Is ADK 2.0 production-ready enough in 2026?

ADK 2.0 is production-ready for teams that need Google-first controls because graph workflows, event compaction, and confirmation hooks are now concrete production features. But “production-ready” does not mean “default for everyone.” In non-Google ecosystems, teams may gain less benefit from ADK while carrying adoption and migration complexity. Your answer is contextual: ADK 2.0 is excellent when the rest of your stack already lives in Google services.

Why would a team still start with CrewAI in 2026?

Teams still start with CrewAI when time-to-value is the bottleneck and the first requirement is to prove behavior, not guarantee durability. CrewAI is fast for role-based coordination and experimentation, which is why it remains a common first move. The trade-off is explicit: if requirements solidify quickly, you should plan migration to a stronger control plane before broad customer rollout.

Can I combine LangGraph and ADK without overbuilding?
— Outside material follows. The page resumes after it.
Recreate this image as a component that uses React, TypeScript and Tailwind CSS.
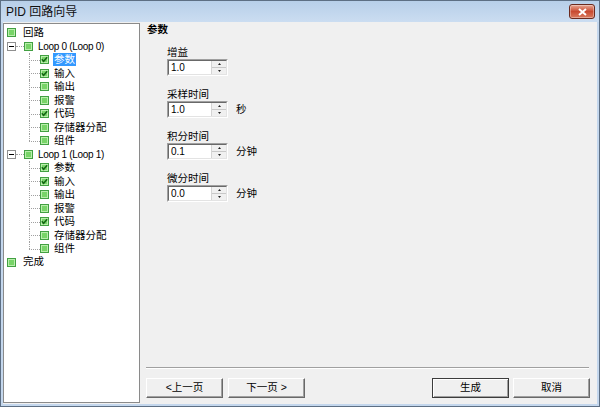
import React from "react";

type Child = { label: string; checked: boolean };

const CHILDREN: Child[] = [
  { label: "参数", checked: true },
  { label: "输入", checked: true },
  { label: "输出", checked: false },
  { label: "报警", checked: false },
  { label: "代码", checked: true },
  { label: "存储器分配", checked: false },
  { label: "组件", checked: false },
];

function Check({ checked }: { checked?: boolean }) {
  return (
    <svg width="9" height="9" viewBox="0 0 9 9" className="shrink-0">
      <rect x="0.5" y="0.5" width="8" height="8" fill="#b9eeac" stroke="#42a042" />
      <rect x="2" y="2" width="5" height="5" fill="#78d468" />
      {checked ? <path d="M1.8 4.3 L3.6 6.3 L7.2 2.2" stroke="#146614" strokeWidth="1.5" fill="none" /> : null}
    </svg>
  );
}

function Minus() {
  return (
    <svg width="9" height="9" viewBox="0 0 9 9" className="shrink-0">
      <rect x="0.5" y="0.5" width="8" height="8" fill="#ffffff" stroke="#8f8f8f" />
      <path d="M2 4.5 H7" stroke="#000000" strokeWidth="1" />
    </svg>
  );
}

function TreeLoop({ index, selected }: { index: number; selected?: string }) {
  return (
    <>
      <div className="flex h-[13.5px] items-center">
        <div className="w-[3px]" />
        <Minus />
        <div className="w-[8px] border-t border-dotted border-[#a0a0a0]" />
        <Check />
        <span className="ml-[5px] text-[10px] tracking-[-0.3px]">
          Loop {index} (Loop {index})
        </span>
      </div>
      {CHILDREN.map((child, i) => {
        const last = i === CHILDREN.length - 1;
        const isSel = selected === child.label;
        return (
          <div key={child.label} className="flex h-[13.5px] items-center">
            <div className="w-[25px]" />
            <div className="relative h-full w-[11px]">
              <span
                className={
                  last
                    ? "absolute left-0 top-0 h-1/2 border-l border-dotted border-[#a0a0a0]"
                    : "absolute left-0 top-0 h-full border-l border-dotted border-[#a0a0a0]"
                }
              />
              <span className="absolute left-0 top-1/2 w-full border-t border-dotted border-[#a0a0a0]" />
            </div>
            <Check checked={child.checked} />
            <span
              className={
                isSel
                  ? "ml-[4px] bg-[#3399ff] px-[1px] leading-[13px] text-white"
                  : "ml-[4px] px-[1px] leading-[13px]"
              }
            >
              {child.label}
            </span>
          </div>
        );
      })}
    </>
  );
}

function Spinner() {
  return (
    <div className="flex w-[15px] flex-col border-l border-[#d4d4d4] bg-[#f0f0f0]">
      <div className="flex flex-1 items-center justify-center border-b border-[#c8c8c8]">
        <svg width="3" height="2" viewBox="0 0 3 2">
          <path d="M0 2 L1.5 0 L3 2 Z" fill="#222" />
        </svg>
      </div>
      <div className="flex flex-1 items-center justify-center">
        <svg width="3" height="2" viewBox="0 0 3 2">
          <path d="M0 0 L1.5 2 L3 0 Z" fill="#222" />
        </svg>
      </div>
    </div>
  );
}

function Field({ label, value, unit }: { label: string; value: string; unit?: string }) {
  return (
    <div>
      <div className="h-[13px] leading-[13px]">{label}</div>
      <div className="flex items-center">
        <div className="border border-b-white border-l-[#a0a0a0] border-r-white border-t-[#a0a0a0]">
          <div className="flex h-[15px] w-[59px] border border-b-[#e3e3e3] border-l-[#696969] border-r-[#e3e3e3] border-t-[#696969] bg-white">
            <div className="flex-1 pl-[2px] text-[10px] leading-[13px]">{value}</div>
            <Spinner />
          </div>
        </div>
        {unit ? <span className="ml-[8px]">{unit}</span> : null}
      </div>
    </div>
  );
}

function Btn({ children, primary }: { children: React.ReactNode; primary?: boolean }) {
  return (
    <button
      type="button"
      className={
        primary
          ? "h-[20px] w-[77px] border border-[#3c3c3c] bg-[#f0f0f0] shadow-[inset_1px_1px_0_#ffffff,inset_-1px_-1px_0_#a0a0a0] text-[10.5px]"
          : "h-[20px] w-[77px] border border-b-[#696969] border-l-white border-r-[#696969] border-t-white bg-[#f0f0f0] shadow-[inset_-1px_-1px_0_#a0a0a0] text-[10.5px]"
      }
    >
      {children}
    </button>
  );
}

export default function App() {
  return (
    <div className="flex h-[407px] w-[600px] flex-col border border-[#5d6f84] bg-[#c4d7ed] font-['Liberation_Sans','Noto_Sans_CJK_SC',sans-serif] text-[10.5px] text-black">
      {/* title bar */}
      <div className="flex h-[21px] shrink-0 items-center justify-between bg-gradient-to-b from-[#b7cfe9] to-[#cbddf1] pl-[5px] pr-[4px]">
        <span className="text-[12px] text-[#111]">PID 回路向导</span>
        <div className="flex h-[15px] w-[26px] items-center justify-center rounded-[3px] border border-[#6b2a1e] bg-gradient-to-b from-[#e6a592] via-[#c84a31] to-[#d97a5e] shadow-[inset_0_0_0_1px_rgba(255,255,255,0.35)]">
          <svg width="9" height="8" viewBox="0 0 9 8">
            <path d="M1 1 L8 7 M8 1 L1 7" stroke="#ffffff" strokeWidth="2" />
          </svg>
        </div>
      </div>

      {/* body */}
      <div className="mx-[2px] mb-[2px] flex flex-1 bg-[#f0f0f0]">
        <div className="my-[1px] w-[137px] shrink-0 border border-[#8a8a8a] bg-white pt-[2px]">
          <div className="flex h-[13.5px] items-center">
            <div className="w-[3px]" />
            <Check />
            <span className="ml-[7px]">回路</span>
          </div>
          <TreeLoop index={0} selected="参数" />
          <TreeLoop index={1} />
          <div className="flex h-[13.5px] items-center">
            <div className="w-[3px]" />
            <Check />
            <span className="ml-[7px]">完成</span>
          </div>
        </div>

        <div className="flex flex-1 flex-col pb-[6px] pl-[6px] pr-[7px]">
          <div className="h-[14px] pl-[1px] pt-[1px] font-bold leading-[13px]">参数</div>
          <div className="ml-[21px] mt-[10px] flex flex-col gap-[12px]">
            <Field label="增益" value="1.0" />
            <Field label="采样时间" value="1.0" unit="秒" />
            <Field label="积分时间" value="0.1" unit="分钟" />
            <Field label="微分时间" value="0.0" unit="分钟" />
          </div>
          <div className="flex-1" />
          <div className="mr-[1px] border-b border-t border-b-white border-t-[#a0a0a0]" />
          <div className="mt-[9px] flex items-center justify-between">
            <div className="flex gap-[5px]">
              <Btn>&lt;上一页</Btn>
              <Btn>下一页 &gt;</Btn>
            </div>
            <div className="flex gap-[4px]">
              <Btn primary>生成</Btn>
              <Btn>取消</Btn>
            </div>
          </div>
        </div>
      </div>
    </div>
  );
}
Yes, if responsibilities are clear. Put state orchestration and rollback logic in LangGraph, and use ADK for integration-heavy tasks, Google services, and human-gated actions. This works when interfaces are versioned and teams enforce contract-based communication. The combination avoids overbuilding when your architecture requires both robust orchestration and Google-native operational depth.

Which framework fits the smallest team best?

A small team generally starts with CrewAI for speed and moves to LangGraph when operations demands rise. If the team is already strong in Google Cloud, ADK can replace part of that migration cost. The highest leverage is to choose one short-lived prototype framework and one long-lived production framework from the start, with a predefined migration point.

What’s the most important final decision metric?

Use one final metric: recovery cost per failed run. The framework that delivers fastest safe recovery under your real failures often wins, even if another has better headline features. Build this from your own incidents—API outages, schema mismatches, timeout loops, and manual approvals—not from generic sales language.